Cada um desses ingredientes parece óbvio. Não cabe tributar a renda de investimento por pelo menos dois motivos: o primeiro é que o imposto já recai sobre o valor das aposentadorias e, sendo assim, qualquer tentativa de cobrar o tributo em um segundo momento equivaleria a desestimular o crescimento ou a práticas tributárias inadequadas. Ainda mais porque, ao garantir dignidade de vida ao aposentado ou a sua família, essas pessoas são mantidas no mercado consumidor, garantindo o crescimento econômico, a geração de empregos, o pagamento de tributos etc.
A segunda razão, mostra estudo concluído no mês passado pela Fundação Getúlio Vargas, é que não há quase país de economia central, ou mesmo periférica, que assim puna a formação da poupança interna.
Estabilidade de regras é outra verdade difícil de não ver. Pessoas que poupam ao longo de duas, três ou quatro décadas simplesmente não podem ser vítimas de sobressaltos no meio de seu longo caminho, mudanças erráticas nas regras com o jogo em andamento. Especialmente na previdência complementar, o respeito aos contratos deve ser absoluto, um axioma ao qual todos devem se curvar. Na mesma linha de raciocínio, não cabe construir uma regulamentação detalhista que, por seus custos muito superiores aos benefícios que pode trazer, termine por afastar empresas, sindicatos e associações da missão que têm de criar ou instituir fundos de pensão.

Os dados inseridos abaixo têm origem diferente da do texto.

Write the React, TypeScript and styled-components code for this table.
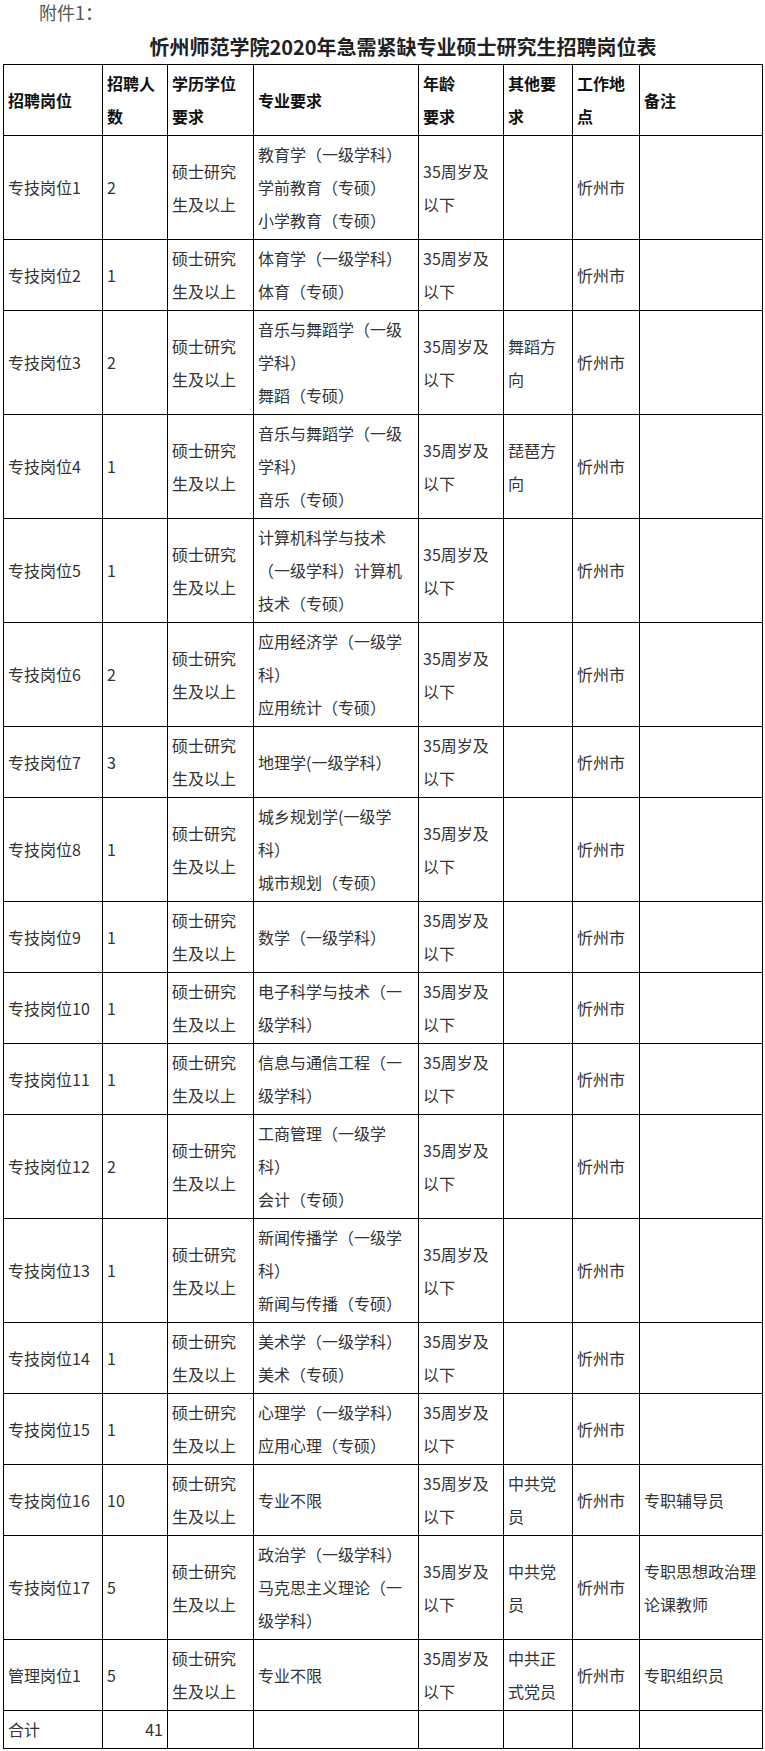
import React from 'react';
import styled, { createGlobalStyle } from 'styled-components';

const GlobalStyle = createGlobalStyle`
    body {
        margin: 0;
        background: #fff;
        font-family: "Noto Sans CJK SC", "Microsoft YaHei", "Liberation Sans", sans-serif;
        text-spacing-trim: space-all;
    }
`;

const Page = styled.div`
    width: 765px;
    box-sizing: border-box;
    padding: 0 2px 0 3px;
`;

const Annex = styled.p`
    margin: 0;
    font-size: 18px;
    line-height: 24px;
    color: #555;
    text-indent: 2em;
`;

const Title = styled.h1`
    margin: 8px 0 2px;
    font-size: 20px;
    line-height: 30px;
    font-weight: bold;
    color: #222;
    text-align: center;
    text-indent: 2em;
`;

const Table = styled.table`
    width: 760px;
    table-layout: fixed;
    border-collapse: collapse;
`;

const HeadCell = styled.th`
    border: 1px solid #000;
    padding: 2px 4px;
    vertical-align: middle;
    text-align: left;
    font-size: 16px;
    line-height: 33px;
    font-weight: bold;
    color: #111;
`;

const Cell = styled.td<{ $align?: 'left' | 'right' }>`
    border: 1px solid #000;
    padding: 2px 4px;
    vertical-align: middle;
    text-align: ${p => p.$align || 'left'};
    font-size: 16px;
    line-height: 33px;
    color: #333;
`;

const Line = styled.div`
    display: block;
`;

// column widths measured from the screenshot
const widths = [99, 65, 86, 165, 85, 69, 67, 123];
// the age heading is broken by hand in the source table
const headings: string[][] = [
    ['招聘岗位'], ['招聘人数'], ['学历学位要求'], ['专业要求'],
    ['年龄', '要求'], ['其他要求'], ['工作地点'], ['备注'],
];

interface Post {
    name: string;
    count: number;
    majors: string[];
    other?: string;
    note?: string;
}

const EDU = '硕士研究生及以上';
const AGE = '35周岁及以下';
const PLACE = '忻州市';

const posts: Post[] = [
    { name: '专技岗位1', count: 2, majors: ['教育学（一级学科）', '学前教育（专硕）', '小学教育（专硕）'] },
    { name: '专技岗位2', count: 1, majors: ['体育学（一级学科）', '体育（专硕）'] },
    { name: '专技岗位3', count: 2, majors: ['音乐与舞蹈学（一级学科）', '舞蹈（专硕）'], other: '舞蹈方向' },
    { name: '专技岗位4', count: 1, majors: ['音乐与舞蹈学（一级学科）', '音乐（专硕）'], other: '琵琶方向' },
    { name: '专技岗位5', count: 1, majors: ['计算机科学与技术（一级学科）计算机技术（专硕）'] },
    { name: '专技岗位6', count: 2, majors: ['应用经济学（一级学科）', '应用统计（专硕）'] },
    { name: '专技岗位7', count: 3, majors: ['地理学(一级学科）'] },
    { name: '专技岗位8', count: 1, majors: ['城乡规划学(一级学科）', '城市规划（专硕）'] },
    { name: '专技岗位9', count: 1, majors: ['数学（一级学科）'] },
    { name: '专技岗位10', count: 1, majors: ['电子科学与技术（一级学科）'] },
    { name: '专技岗位11', count: 1, majors: ['信息与通信工程（一级学科）'] },
    { name: '专技岗位12', count: 2, majors: ['工商管理（一级学科）', '会计（专硕）'] },
    { name: '专技岗位13', count: 1, majors: ['新闻传播学（一级学科）', '新闻与传播（专硕）'] },
    { name: '专技岗位14', count: 1, majors: ['美术学（一级学科）', '美术（专硕）'] },
    { name: '专技岗位15', count: 1, majors: ['心理学（一级学科）', '应用心理（专硕）'] },
    { name: '专技岗位16', count: 10, majors: ['专业不限'], other: '中共党员', note: '专职辅导员' },
    { name: '专技岗位17', count: 5, majors: ['政治学（一级学科）', '马克思主义理论（一级学科）'], other: '中共党员', note: '专职思想政治理论课教师' },
    { name: '管理岗位1', count: 5, majors: ['专业不限'], other: '中共正式党员', note: '专职组织员' },
];

const App: React.FC = () => {
    const total = posts.reduce((sum, p) => sum + p.count, 0);

    return (
        <Page>
            <GlobalStyle />
            <Annex>附件1：</Annex>
            <Title>忻州师范学院2020年急需紧缺专业硕士研究生招聘岗位表</Title>
            <Table>
                <colgroup>
                    {widths.map((w, i) => <col key={i} style={{ width: w }} />)}
                </colgroup>
                <thead>
                    <tr>
                        {headings.map(h => (
                            <HeadCell key={h.join('')}>
                                {h.map(l => <Line key={l}>{l}</Line>)}
                            </HeadCell>
                        ))}
                    </tr>
                </thead>
                <tbody>
                    {posts.map(p => (
                        <tr key={p.name}>
                            <Cell>{p.name}</Cell>
                            <Cell>{p.count}</Cell>
                            <Cell>{EDU}</Cell>
                            <Cell>
                                {p.majors.map(m => <Line key={m}>{m}</Line>)}
                            </Cell>
                            <Cell>{AGE}</Cell>
                            <Cell>{p.other}</Cell>
                            <Cell>{PLACE}</Cell>
                            <Cell>{p.note}</Cell>
                        </tr>
                    ))}
                    <tr>
                        <Cell>合计</Cell>
                        <Cell $align="right">{total}</Cell>
                        <Cell />
                        <Cell />
                        <Cell />
                        <Cell />
                        <Cell />
                        <Cell />
                    </tr>
                </tbody>
            </Table>
        </Page>
    );
};

export default App;
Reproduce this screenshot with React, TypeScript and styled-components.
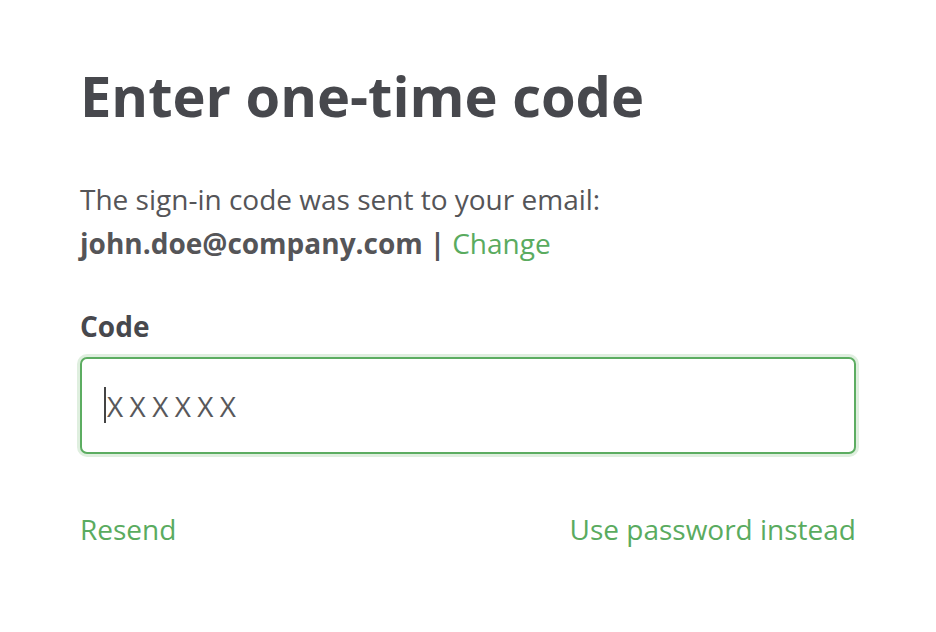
import React from 'react';
import styled, { createGlobalStyle } from 'styled-components';

const GlobalStyle = createGlobalStyle`
  html, body {
    margin: 0;
    padding: 0;
    background: #ffffff;
  }
  body {
    font-family: 'Open Sans', 'Noto Sans', sans-serif;
    -webkit-font-smoothing: antialiased;
  }
`;

const Page = styled.div`
  width: 936px;
  min-height: 632px;
  box-sizing: border-box;
  padding: 62px 80px 0 80px;
`;

const Title = styled.h1`
  margin: 0;
  font-size: 56px;
  line-height: 1.2;
  font-weight: 700;
  color: #47484d;
`;

const Info = styled.p`
  margin: 48px 0 0 0;
  font-size: 28px;
  line-height: 44px;
  color: #555558;
`;

const Email = styled.strong`
  font-weight: 700;
`;

const Divider = styled.span`
  font-weight: 700;
  margin: 0 7px;
`;

const Link = styled.a`
  color: #5aab5f;
  text-decoration: none;
  font-size: 28px;
  cursor: pointer;
`;

const Field = styled.div`
  margin-top: 43px;
  display: flex;
  flex-direction: column;
  gap: 13px;
`;

const Label = styled.label`
  font-size: 28px;
  line-height: 36px;
  font-weight: 700;
  color: #47484d;
`;

const InputWrap = styled.div`
  position: relative;
`;

const CodeInput = styled.input`
  width: 100%;
  height: 97px;
  box-sizing: border-box;
  border: 2px solid #5cad61;
  border-radius: 7px;
  box-shadow: 0 0 0 3px #dfefdf;
  outline: none;
  padding: 0 23px 0 25px;
  font-family: 'Open Sans', sans-serif;
  font-size: 28px;
  letter-spacing: 6.4px;
  color: #444;

  &::placeholder {
    color: #58585b;
    opacity: 1;
  }
`;

const Caret = styled.span`
  position: absolute;
  left: 24px;
  top: 30px;
  width: 2px;
  height: 36px;
  background: #444;
`;

const Actions = styled.div`
  margin-top: 57px;
  display: flex;
  justify-content: space-between;
  align-items: center;
  line-height: 36px;
`;

export default function App() {
  return (
    <>
      <GlobalStyle />
      <Page>
        <Title>Enter one-time code</Title>
        <Info>
          The sign-in code was sent to your email:
          <br />
          <Email>john.doe@company.com</Email>
          <Divider>|</Divider>
          <Link>Change</Link>
        </Info>
        <Field>
          <Label htmlFor="code">Code</Label>
          <InputWrap>
            <CodeInput id="code" placeholder="XXXXXX" />
            <Caret />
          </InputWrap>
        </Field>
        <Actions>
          <Link>Resend</Link>
          <Link>Use password instead</Link>
        </Actions>
      </Page>
    </>
  );
}
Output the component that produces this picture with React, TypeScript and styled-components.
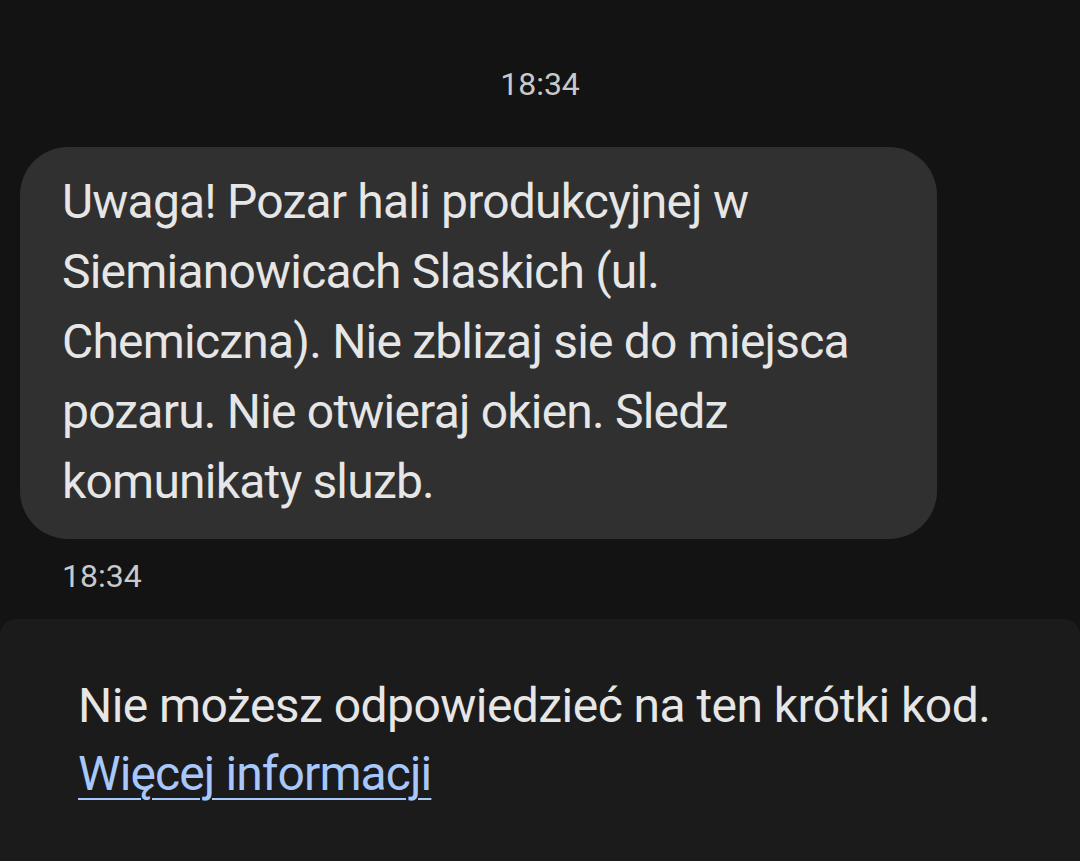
import React from "react";
import styled, { createGlobalStyle } from "styled-components";

const GlobalStyle = createGlobalStyle`
  html, body {
    margin: 0;
    padding: 0;
    background: #131313;
  }
  body {
    font-family: Roboto, "Noto Sans", sans-serif;
    -webkit-font-smoothing: antialiased;
  }
`;

const Screen = styled.div`
  width: 1080px;
  height: 861px;
  overflow: hidden;
  display: flex;
  flex-direction: column;
  background: #131313;
`;

const Thread = styled.div`
  display: flex;
  flex-direction: column;
  padding: 64px 0 0 0;
`;

const Stamp = styled.div<{ $center?: boolean }>`
  font-size: 32px;
  line-height: 40px;
  color: #c9c9c9;
  text-align: ${(p) => (p.$center ? "center" : "left")};
  padding-left: ${(p) => (p.$center ? "0" : "62px")};
`;

const Bubble = styled.div`
  margin: 43px 0 17px 20px;
  width: 917px;
  box-sizing: border-box;
  padding: 20px 30px 22px 42px;
  background: #303030;
  border-radius: 48px;
  color: #e6e6e6;
  font-size: 48px;
  letter-spacing: -0.8px;
  line-height: 70px;
`;

const Line = styled.div`
  white-space: nowrap;
`;

const Footer = styled.div`
  margin-top: 23px;
  flex: 1;
  background: #1b1b1b;
  border-radius: 16px 16px 0 0;
  padding: 53px 40px 0 78px;
  font-size: 48px;
  letter-spacing: -0.55px;
  line-height: 68px;
  color: #e6e6e6;
`;

const Link = styled.a`
  color: #a8c7fa;
  letter-spacing: -0.9px;
  text-decoration: underline;
  text-decoration-thickness: 2px;
  text-underline-offset: 8px;
`;

const lines = [
  "Uwaga! Pozar hali produkcyjnej w",
  "Siemianowicach Slaskich (ul.",
  "Chemiczna). Nie zblizaj sie do miejsca",
  "pozaru. Nie otwieraj okien. Sledz",
  "komunikaty sluzb.",
];

export default function App() {
  return (
    <>
      <GlobalStyle />
      <Screen>
        <Thread>
          <Stamp $center>18:34</Stamp>
          <Bubble>
            {lines.map((l) => (
              <Line key={l}>{l}</Line>
            ))}
          </Bubble>
          <Stamp>18:34</Stamp>
        </Thread>
        <Footer>
          <div>Nie możesz odpowiedzieć na ten krótki kod.</div>
          <Link href="#">Więcej informacji</Link>
        </Footer>
      </Screen>
    </>
  );
}
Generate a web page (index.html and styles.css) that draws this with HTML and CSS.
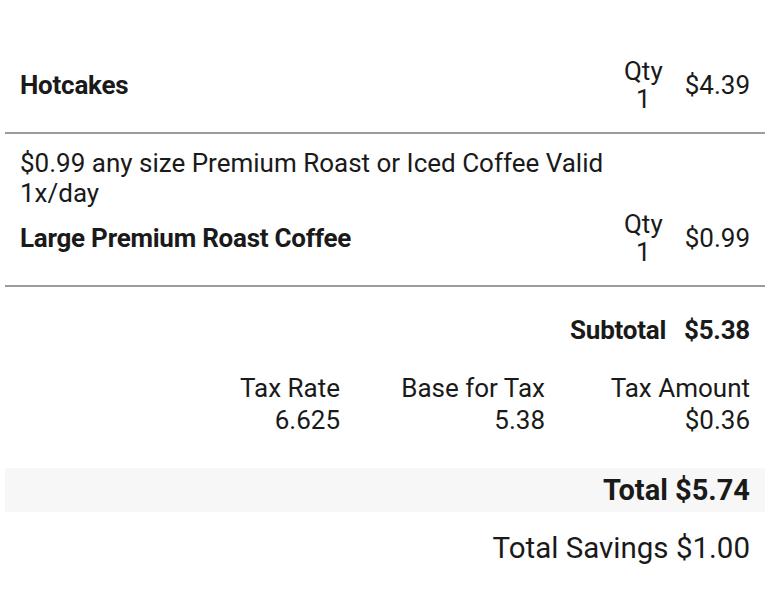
FILE: index.html
```html
<!DOCTYPE html>
<html lang="en">
<head>
<meta charset="utf-8">
<title>Receipt</title>
<link rel="stylesheet" href="styles.css">
</head>
<body>
<div class="receipt">
  <div class="item">
    <div class="item-line">
      <div class="item-name">Hotcakes</div>
      <div class="qty"><span>Qty</span><span>1</span></div>
      <div class="price">$4.39</div>
    </div>
  </div>
  <div class="item">
    <div class="deal">$0.99 any size Premium Roast or Iced Coffee Valid 1x/day</div>
    <div class="item-line">
      <div class="item-name">Large Premium Roast Coffee</div>
      <div class="qty"><span>Qty</span><span>1</span></div>
      <div class="price">$0.99</div>
    </div>
  </div>
  <div class="subtotal"><span>Subtotal</span><span>$5.38</span></div>
  <div class="tax">
    <div class="tax-col"><span>Tax Rate</span><span>6.625</span></div>
    <div class="tax-col"><span>Base for Tax</span><span>5.38</span></div>
    <div class="tax-col"><span>Tax Amount</span><span>$0.36</span></div>
  </div>
  <div class="total">Total $5.74</div>
  <div class="savings">Total Savings $1.00</div>
</div>
</body>
</html>
```

FILE: styles.css
```css
html, body {
  margin: 0;
  padding: 0;
  background: #ffffff;
}
body {
  font-family: Roboto, "Noto Sans", sans-serif;
  color: #1a1a1a;
  font-size: 26px;
}
.receipt {
  margin: 0 11px 0 5px;
  padding-top: 43px;
}
.item {
  padding: 14px 15px 19px 15px;
  border-bottom: 2px solid #9c9c9c;
}
.item-line {
  display: flex;
  align-items: center;
}
.item-name {
  flex: 1;
  font-weight: 700;
  letter-spacing: -0.25px;
  line-height: 30px;
}
.deal {
  max-width: 600px;
  line-height: 30px;
  margin-bottom: 2px;
}
.qty {
  display: flex;
  flex-direction: column;
  align-items: center;
  line-height: 28px;
  margin-right: 22px;
}
.price {
  line-height: 30px;
}
.subtotal {
  display: flex;
  justify-content: flex-end;
  gap: 18px;
  padding: 28px 15px 0 15px;
  font-weight: 700;
  letter-spacing: -0.25px;
}
.tax {
  display: grid;
  grid-template-columns: repeat(3, 205px);
  justify-content: end;
  padding: 27px 15px 0 15px;
  line-height: 32px;
}
.tax-col {
  display: flex;
  flex-direction: column;
  align-items: flex-end;
}
.total {
  margin-top: 32px;
  background: #f7f7f7;
  height: 44px;
  line-height: 44px;
  text-align: right;
  padding: 0 15px;
  font-size: 29px;
  font-weight: 700;
}
.savings {
  text-align: right;
  padding: 19px 15px 0 15px;
  font-size: 29.5px;
}
```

Falta, portanto, muito pouco. Desfeito o nó tributário, concluída com equilíbrio e técnica a redação das últimas regras que ainda resta elaborar e corrigidos alguns equívocos cometidos nessa tarefa ao mesmo tempo em que consagrada a estabilidade de regras como valor a ser permanentemente respeitado, as condições prévias estarão dadas para que os fundos de pensão ingressem em um novo ciclo de crescimento. E, junto deles, o Brasil.


Fernando Antônio Pimentel de Melo é presidente da Associação Brasileira das Entidades Fechadas de Previdência Complementar.